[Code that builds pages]
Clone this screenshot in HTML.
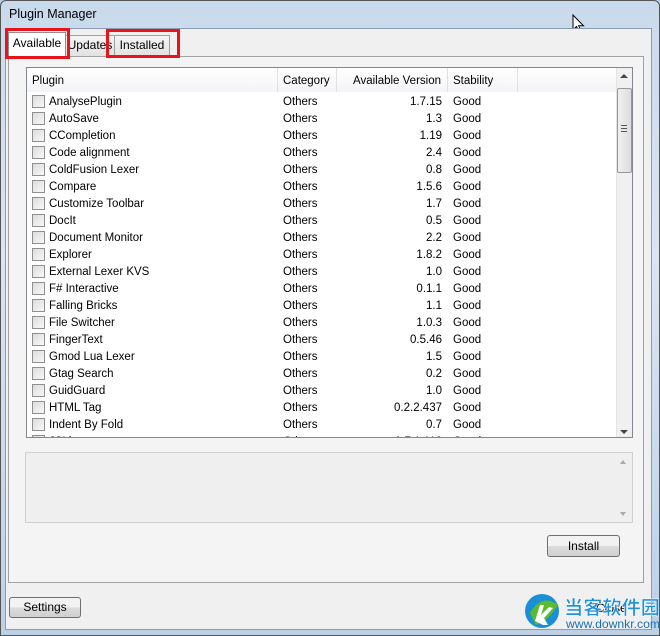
<!DOCTYPE html>
<html><head><style>
*{margin:0;padding:0;box-sizing:border-box}
body{width:660px;height:636px;overflow:hidden;background:#b9d1ea;font-family:"Liberation Sans",sans-serif;font-size:11.5px;color:#000;position:relative}
.abs{position:absolute}
#frame{left:0;top:0;width:660px;height:636px;background:linear-gradient(#c9daec,#d9e6f3 40%,#bcd0e6);border-radius:6px 6px 0 0;border:1px solid #555}
#content{left:5px;top:28px;width:647px;height:602px;background:#f0f0f0;border:1px solid #8c9bb0}
#panel{left:8px;top:56px;width:636px;height:527px;background:#f4f4f4;border:1px solid #a0a0a0}
.tab{position:absolute;border:1px solid #a0a0a0;border-bottom:none;background:linear-gradient(#f4f4f4,#e2e2e2);font-size:12px;text-align:center}
.red{position:absolute;border:3px solid #e8141c}
#list{left:26px;top:67px;width:607px;height:371px;background:#fff;border:1px solid #828790;overflow:hidden}
.hdr{position:absolute;top:0;height:24px;border-right:1px solid #e0e0e0;line-height:26px;padding-left:5px;background:linear-gradient(#fff,#f3f4f6)}
.row{position:absolute;left:0;height:17px;line-height:17px;width:590px}
.cb{position:absolute;left:5px;top:2px;width:13px;height:13px;border:1px solid #8f8f8f;background:linear-gradient(135deg,#dcdcdc,#f8f8f8)}
.btn{position:absolute;border:1px solid #707070;border-radius:3px;background:linear-gradient(#f2f2f2 50%,#dddddd 50%,#cfcfcf);text-align:center;font-size:12px}
</style></head><body>
<div id="frame" class="abs"></div>
<div class="abs" style="left:9px;top:7px;font-size:12.5px">Plugin Manager</div>
<svg class="abs" style="left:572px;top:14px" width="14" height="20"><path d="M1 1 L1 16 L4.5 12.5 L7 18 L9 17 L6.7 11.8 L11.5 11.8 Z" fill="#fff" stroke="#000" stroke-width="1"/></svg>
<div id="content" class="abs"></div>
<div id="panel" class="abs"></div>
<div class="tab" style="left:65px;top:35px;width:50px;height:21px;line-height:19px">Updates</div>
<div class="tab" style="left:114px;top:35px;width:56px;height:21px;line-height:19px">Installed</div>
<div class="tab" style="left:8px;top:32px;width:58px;height:25px;line-height:21px;background:#fff;border-color:#8f8f8f">Available</div>
<div class="red" style="left:5px;top:28px;width:65px;height:31px"></div>
<div class="red" style="left:106px;top:29px;width:74px;height:29px"></div>
<div id="list" class="abs">
<div class="hdr" style="left:0;width:251px">Plugin</div>
<div class="hdr" style="left:251px;width:59px">Category</div>
<div class="hdr" style="left:310px;width:111px;text-align:right;padding-right:6px">Available Version</div>
<div class="hdr" style="left:421px;width:70px">Stability</div>
<div class="hdr" style="left:491px;width:98px;border:none"></div>
<div class="abs" style="left:589px;top:0;width:17px;height:370px;background:#f0f0f0;border-left:1px solid #e4e4e4"></div>
<div class="abs" style="left:593px;top:6px;width:0;height:0;border:4px solid transparent;border-bottom:4px solid #444;border-top:none"></div>
<div class="abs" style="left:593px;top:362px;width:0;height:0;border:4px solid transparent;border-top:4px solid #444;border-bottom:none"></div>
<div class="abs" style="left:590px;top:20px;width:15px;height:85px;border:1px solid #979797;border-radius:2px;background:linear-gradient(90deg,#f0f0f0,#dcdcdc)"></div>
<div class="abs" style="left:594px;top:57px;width:6px;height:7px;border-top:1px solid #555;border-bottom:1px solid #555"><div style="margin-top:2px;border-top:1px solid #555"></div></div>
<div id="rows"></div>
</div>
<div class="abs" style="left:25px;top:452px;width:608px;height:71px;border:1px solid #d0d0d0;background:#efefef"></div>
<div class="abs" style="left:620px;top:460px;border:3px solid transparent;border-bottom:4px solid #aaa;border-top:none"></div>
<div class="abs" style="left:620px;top:512px;border:3px solid transparent;border-top:4px solid #aaa;border-bottom:none"></div>
<div class="btn" style="left:547px;top:535px;width:73px;height:22px;line-height:20px">Install</div>
<div class="btn" style="left:9px;top:597px;width:72px;height:21px;line-height:19px">Settings</div>
<div class="abs" style="left:596px;top:601px;font-size:12px">Close</div>
<svg class="abs" style="left:522px;top:590px" width="138" height="42">
<circle cx="20" cy="21" r="17" fill="#1b8fd6"/><path d="M8 23 Q20 3 36 15 Q26 31 14 35Z" fill="#5bbb2f"/><path d="M13 31 L18 15 L22 15 L19 25 L27 17 L31 18 L22 28 L26 35 L21 35 Z" fill="#fff"/>
<text x="42" y="24" font-family="'Noto Sans CJK SC',sans-serif" font-weight="bold" font-size="19" fill="#1e8fd8" stroke="#fff" stroke-width="0.5" textLength="96" lengthAdjust="spacingAndGlyphs">当客软件园</text>
<text x="44" y="38" font-family="'Liberation Sans',sans-serif" font-size="12" fill="#1a6fb0" textLength="94" lengthAdjust="spacingAndGlyphs">www.downkr.com</text>
</svg>
<script>
var d=[["AnalysePlugin","1.7.15"],["AutoSave","1.3"],["CCompletion","1.19"],["Code alignment","2.4"],["ColdFusion Lexer","0.8"],["Compare","1.5.6"],["Customize Toolbar","1.7"],["DocIt","0.5"],["Document Monitor","2.2"],["Explorer","1.8.2"],["External Lexer KVS","1.0"],["F# Interactive","0.1.1"],["Falling Bricks","1.1"],["File Switcher","1.0.3"],["FingerText","0.5.46"],["Gmod Lua Lexer","1.5"],["Gtag Search","0.2"],["GuidGuard","1.0"],["HTML Tag","0.2.2.437"],["Indent By Fold","0.7"],["JSLint","0.7.1.112"]];
var h="";d.forEach(function(r,i){h+='<div class="row" style="top:'+(26+i*17)+'px"><div class="cb" style="top:1px"></div><span class="abs" style="left:22px">'+r[0]+'</span><span class="abs" style="left:256px">Others</span><span class="abs" style="left:310px;width:105px;text-align:right">'+r[1]+'</span><span class="abs" style="left:426px">Good</span></div>'});
document.getElementById("rows").innerHTML=h;
</script>
</body></html>
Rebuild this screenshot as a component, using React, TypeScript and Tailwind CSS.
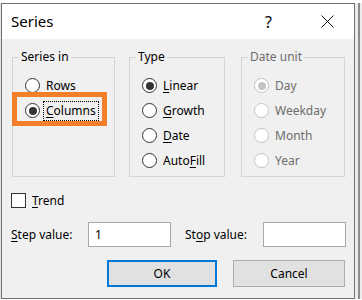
import type { ReactNode } from "react";

const font = "font-['Segoe_UI','Noto_Sans',sans-serif]";

interface RadioProps {
	label: ReactNode;
	checked?: boolean;
	disabled?: boolean;
	focused?: boolean;
}

// Win32-style radio button
function Radio({ label, checked, disabled, focused }: RadioProps) {
	return (
		<div className="flex h-[25px] items-center pl-[12px]">
			<div
				className={`flex h-[15px] w-[15px] items-center justify-center rounded-full border bg-white ${
					disabled ? "border-[#c4c4c4]" : "border-[#333333]"
				}`}
			>
				{checked && (
					<div
						className={`h-[8px] w-[8px] rounded-full ${
							disabled ? "bg-[#c4c4c4]" : "bg-[#333333]"
						}`}
					/>
				)}
			</div>
			<span
				className={`ml-[3px] flex h-[20px] items-center border px-[2px] text-[12px] ${
					focused ? "border-dotted border-black" : "border-transparent"
				} ${disabled ? "text-[#6d6d6d]" : "text-black"}`}
			>
				{label}
			</span>
		</div>
	);
}

function Key({ children }: { children: ReactNode }) {
	return <span className="underline underline-offset-2">{children}</span>;
}

function Group({
	title,
	width,
	disabled,
	children,
}: {
	title: string;
	width: string;
	disabled?: boolean;
	children: ReactNode;
}) {
	return (
		<fieldset
			className={`h-[128px] ${width} border border-[#d5d5d5] px-0 pb-0`}
		>
			<legend
				className={`ml-[6px] px-[2px] text-[12px] leading-[16px] ${
					disabled ? "text-[#6d6d6d]" : "text-black"
				}`}
			>
				{title}
			</legend>
			<div className="pt-[8px]">{children}</div>
		</fieldset>
	);
}

export default function App() {
	return (
		<div className={`relative h-[300px] w-[362px] overflow-hidden bg-white ${font}`}>
			<div className="h-[3px] bg-white" />
			<div className="flex">
				<div className="w-px bg-[#e4e4e4]" />
				{/* Dialog */}
				<div className="flex h-[296px] w-[354px] flex-col border border-[#6f6f6f] bg-[#f0f0f0]">
					{/* Title bar */}
					<div className="flex h-[35px] items-center bg-white pl-[9px] pr-[20px]">
						<span className="text-[15px] text-black">Series</span>
						<span className="ml-auto text-[16px] text-black">?</span>
						<svg
							width="13"
							height="13"
							viewBox="0 0 13 13"
							className="ml-[49px]"
						>
							<path d="M0.5 0.5 L12.5 12.5 M12.5 0.5 L0.5 12.5" stroke="#111" strokeWidth="1" />
						</svg>
					</div>

					{/* Body */}
					<div className="flex flex-col text-[12px] text-black">
						<div className="flex pl-[10px] pt-[10px]">
							<Group title="Series in" width="w-[103px]">
								<Radio
									label={
										<>
											<Key>R</Key>ows
										</>
									}
								/>
								<Radio
									checked
									focused
									label={
										<>
											<Key>C</Key>olumns
										</>
									}
								/>
							</Group>
							<div className="ml-[14px]">
								<Group title="Type" width="w-[96px]">
									<Radio
										checked
										label={
											<>
												<Key>L</Key>inear
											</>
										}
									/>
									<Radio
										label={
											<>
												<Key>G</Key>rowth
											</>
										}
									/>
									<Radio
										label={
											<>
												<Key>D</Key>ate
											</>
										}
									/>
									<Radio
										label={
											<>
												Auto<Key>F</Key>ill
											</>
										}
									/>
								</Group>
							</div>
							<div className="ml-[16px]">
								<Group title="Date unit" width="w-[104px]" disabled>
									<Radio disabled checked label="Day" />
									<Radio disabled label="Weekday" />
									<Radio disabled label="Month" />
									<Radio disabled label="Year" />
								</Group>
							</div>
						</div>

						{/* Trend */}
						<div className="mt-[16px] flex h-[15px] items-center pl-[9px]">
							<div className="h-[15px] w-[15px] border border-[#333333] bg-white" />
							<span className="ml-[6px]">
								<Key>T</Key>rend
							</span>
						</div>

						{/* Step / Stop */}
						<div className="mt-[14px] flex h-[25px] items-center pl-[9px]">
							<span className="w-[77px]">
								<Key>S</Key>tep value:
							</span>
							<div className="flex h-[25px] w-[83px] items-center border border-[#a8a8a8] bg-white pl-[6px]">
								1
							</div>
							<span className="ml-[14px] w-[78px]">
								St<Key>o</Key>p value:
							</span>
							<div className="h-[25px] w-[83px] border border-[#a8a8a8] bg-white" />
						</div>

						{/* Buttons */}
						<div className="mt-[13px] flex h-[27px] pl-[105px]">
							<button
								type="button"
								className="h-[27px] w-[110px] border-2 border-[#0078d7] bg-[#e1e1e1] text-[12px]"
							>
								OK
							</button>
							<button
								type="button"
								className="ml-[16px] h-[27px] w-[112px] border border-[#adadad] bg-[#e1e1e1] text-[12px]"
							>
								Cancel
							</button>
						</div>
					</div>
				</div>
				{/* Sheet behind, right edge */}
				<div className="flex flex-1 bg-[#ececec]">
					<div className="w-[3px]" />
					<div className="w-[2px] bg-[#8c8c8c]" />
				</div>
			</div>

			{/* Orange highlight over "Columns" */}
			<div className="absolute left-[12px] top-[92px] h-[34px] w-[95px] border-[5px] border-[#f47f2a]" />
		</div>
	);
}
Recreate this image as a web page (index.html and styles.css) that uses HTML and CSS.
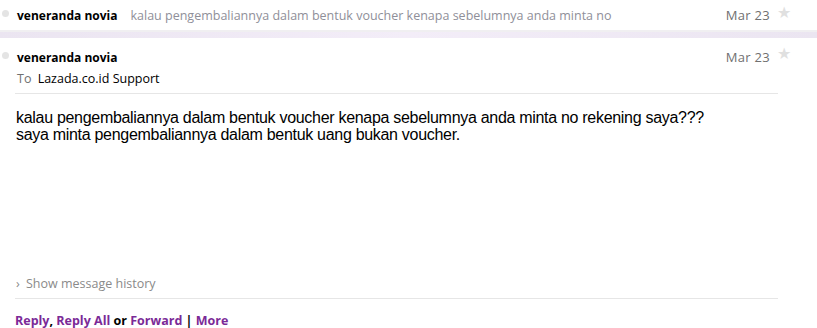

Task instructions
Locate the word "this" in the records above, and return each line that has it.

Full solution
Clone this screenshot in HTML.
Rebuild this screenshot as a component, using React, TypeScript and Tailwind CSS.
Recreate this image as a web page (index.html and styles.css) that uses HTML and CSS.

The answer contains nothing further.